• [Exercise goal]
Copy out all lines in the data below containing the string "screenshot".

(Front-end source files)

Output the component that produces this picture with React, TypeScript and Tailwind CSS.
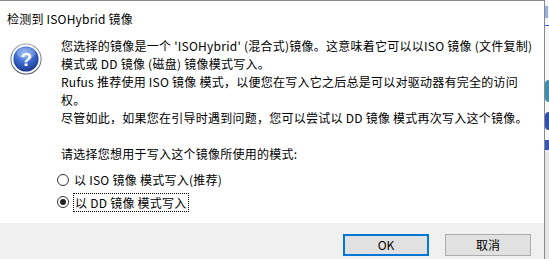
import React from "react";

const font = { fontFamily: '"Noto Sans CJK SC", "Noto Sans", sans-serif' };

function QuestionIcon() {
  return (
    <svg width="32" height="32" viewBox="0 0 32 32">
      <defs>
        <radialGradient id="qg" cx="45%" cy="30%" r="75%">
          <stop offset="0%" stopColor="#86b0f2" />
          <stop offset="50%" stopColor="#3a68cf" />
          <stop offset="100%" stopColor="#16307e" />
        </radialGradient>
        <linearGradient id="rg" x1="0" y1="0" x2="0" y2="1">
          <stop offset="0%" stopColor="#9aa3b0" />
          <stop offset="100%" stopColor="#4a5160" />
        </linearGradient>
      </defs>
      <circle cx="16" cy="16" r="15.6" fill="url(#rg)" />
      <circle cx="16" cy="16" r="14.6" fill="#ffffff" />
      <circle cx="16" cy="16" r="12.6" fill="url(#qg)" />
      <ellipse cx="16" cy="10" rx="9.5" ry="5.5" fill="#ffffff" opacity="0.22" />
      <text
        x="16.3"
        y="23.2"
        textAnchor="middle"
        fontSize="19"
        fontWeight="700"
        fill="#ffffff"
        style={{ fontFamily: '"Liberation Sans", Arial, sans-serif' }}
      >
        ?
      </text>
    </svg>
  );
}

export default function App() {
  return (
    <div className="flex w-[549px] h-[259px] overflow-hidden bg-white text-[12px] leading-[18px] text-black" style={font}>
      <div className="flex flex-col w-[545px] h-full border-t border-r border-[#8a8a8a] bg-white">
        <div className="h-[36px] pt-[9px] pl-[7px] whitespace-nowrap tracking-[0.2px]">检测到 ISOHybrid 镜像</div>
        <div className="flex flex-1 pl-[10px]">
          <div className="mt-[6px] w-[32px] h-[32px] shrink-0">
            <QuestionIcon />
          </div>
          <div className="ml-[19px] flex flex-col whitespace-nowrap tracking-[0.25px]">
            <div>您选择的镜像是一个 'ISOHybrid' (混合式)镜像。这意味着它可以以ISO 镜像 (文件复制)</div>
            <div>模式或 DD 镜像 (磁盘) 镜像模式写入。</div>
            <div>Rufus 推荐使用 ISO 镜像 模式，以便您在写入它之后总是可以对驱动器有完全的访问</div>
            <div>权。</div>
            <div>尽管如此，如果您在引导时遇到问题，您可以尝试以 DD 镜像 模式再次写入这个镜像。</div>
            <div className="h-[18px]" />
            <div>请选择您想用于写入这个镜像所使用的模式:</div>
            <div className="mt-[6px] flex flex-col -ml-[4px]">
              <div className="h-[22px] flex items-center">
                <span className="w-[12px] h-[12px] rounded-full border border-[#333333] bg-white shrink-0" />
                <span className="ml-[4px] px-[1px]">以 ISO 镜像 模式写入(推荐)</span>
              </div>
              <div className="h-[22px] flex items-center">
                <span className="w-[12px] h-[12px] rounded-full border border-[#333333] bg-white shrink-0 flex items-center justify-center">
                  <span className="w-[6px] h-[6px] rounded-full bg-[#222222]" />
                </span>
                <span className="ml-[4px] px-[1px] h-[19px] leading-[17px] border border-dotted border-black">以 DD 镜像 模式写入</span>
              </div>
            </div>
          </div>
        </div>
        <div className="h-[36px] bg-[#f0f0f0] flex justify-end items-start pt-[11px] pr-[13px] gap-[16px]">
          <button className="w-[86px] h-[22px] bg-[#e1e1e1] border-2 border-[#0078d7] flex items-center justify-center leading-none">
            OK
          </button>
          <button className="w-[86px] h-[22px] bg-[#e1e1e1] border border-[#adadad] flex items-center justify-center leading-none">
            取消
          </button>
        </div>
      </div>
      <div className="flex flex-col w-[4px] h-full bg-[#f7f7f7]">
        <div className="h-[6px]" />
        <div className="h-[12px] w-[3px] bg-[#5b7fd6] opacity-60" />
        <div className="h-[7px]" />
        <div className="h-[1px] bg-[#3a62c9]" />
        <div className="h-[54px]" />
        <div className="h-[22px] bg-[#3b8fb0] rounded-l-full" />
        <div className="h-[10px]" />
        <div className="h-[18px] bg-[#2d4fb8] rounded-l-full" />
        <div className="h-[10px]" />
        <div className="h-[10px] bg-[#3456c0]" />
        <div className="flex-1 bg-[#e6e6e6]" />
      </div>
    </div>
  );
}
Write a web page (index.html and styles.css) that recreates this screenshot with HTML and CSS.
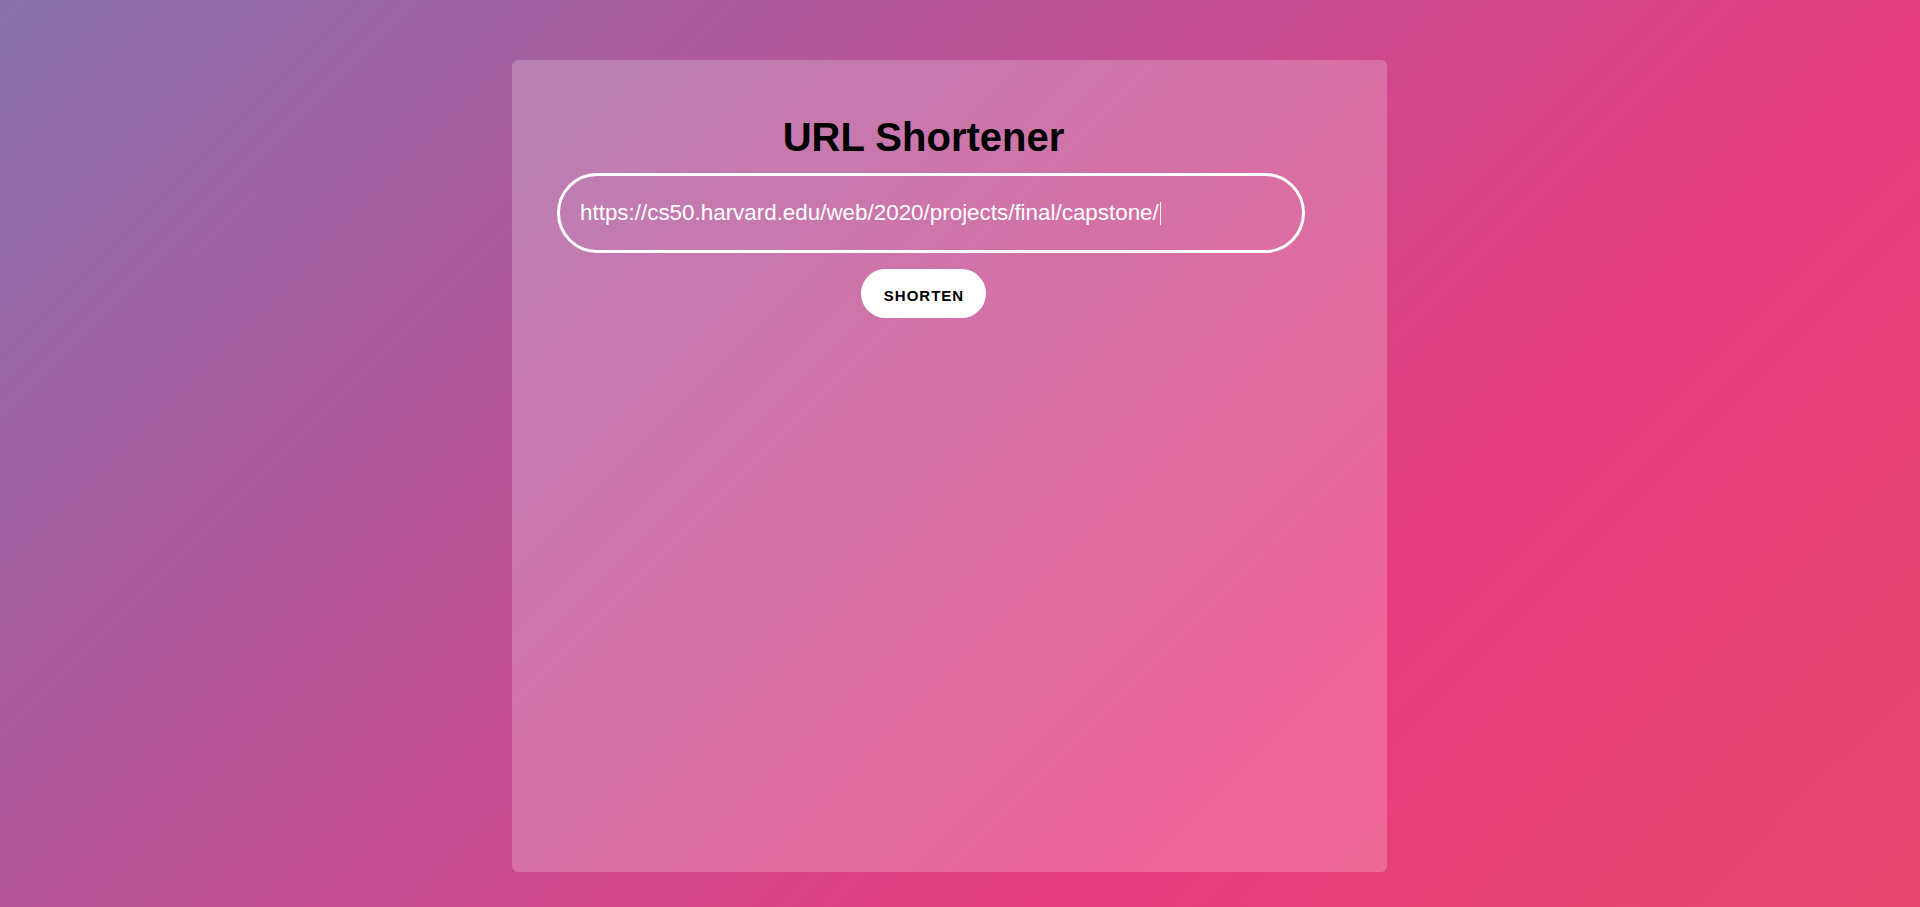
FILE: index.html
```html
<!DOCTYPE html>
<html lang="en">
<head>
<meta charset="utf-8">
<title>URL Shortener</title>
<link rel="stylesheet" href="styles.css">
</head>
<body>
  <main class="card">
    <h1 class="title">URL Shortener</h1>
    <form class="shorten-form">
      <div class="url-field"><span class="url-text">https://cs50.harvard.edu/web/2020/projects/final/capstone/</span><span class="caret"></span></div>
      <button class="shorten-btn" type="button">SHORTEN</button>
    </form>
  </main>
</body>
</html>
```
FILE: styles.css
```css
html {
  min-height: 100%;
}

body {
  margin: 0;
  font-family: "Liberation Sans", Arial, sans-serif;
  background: linear-gradient(-45deg, #e9496f 0%, #e73c7e 31%, #b4579b 69%, #8872ac 100%);
  display: flex;
  flex-direction: column;
  align-items: center;
}

.card {
  box-sizing: border-box;
  width: 875px;
  height: 812px;
  margin: 60px 21px 58px 0;
  padding: 54px 52px 0 0;
  background: rgba(255, 255, 255, 0.21);
  border-radius: 6px;
  display: flex;
  flex-direction: column;
  align-items: center;
}

.title {
  margin: 0;
  font-size: 40px;
  line-height: 46px;
  font-weight: 700;
  color: #000;
}

.shorten-form {
  align-self: stretch;
  display: flex;
  flex-direction: column;
  align-items: center;
}

.url-field {
  box-sizing: border-box;
  align-self: flex-start;
  margin: 13px 0 0 45px;
  width: 748px;
  height: 80px;
  border: 3px solid #fff;
  border-radius: 40px;
  padding: 0 20px;
  display: flex;
  align-items: center;
  color: #fff;
  font-size: 22.4px;
  white-space: nowrap;
}

.caret {
  display: inline-block;
  width: 1px;
  height: 23px;
  margin-left: 1px;
  background: #f4f4f4;
}

.shorten-btn {
  margin-top: 16px;
  height: 49px;
  padding: 3px 22px 0 23px;
  border: none;
  border-radius: 25px;
  background: #fff;
  color: #000;
  font-family: "Liberation Sans", Arial, sans-serif;
  font-size: 15px;
  font-weight: 700;
  letter-spacing: 1px;
  cursor: pointer;
}
```
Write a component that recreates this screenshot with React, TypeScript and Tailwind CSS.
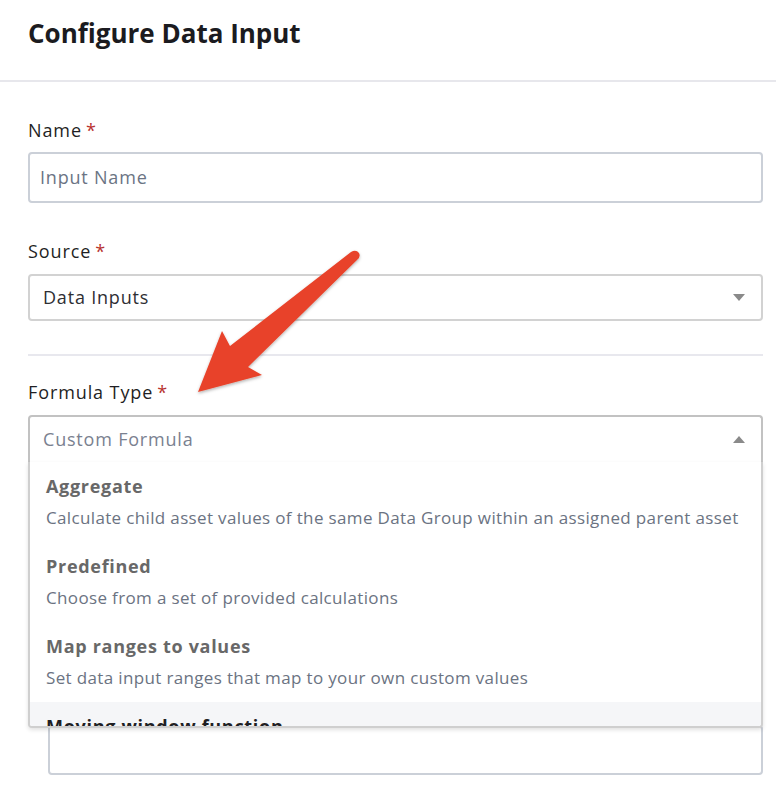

• [Task result]
Write a web page (index.html and styles.css) that recreates this screenshot with HTML and CSS.
Write a component that recreates this screenshot with React, TypeScript and Tailwind CSS.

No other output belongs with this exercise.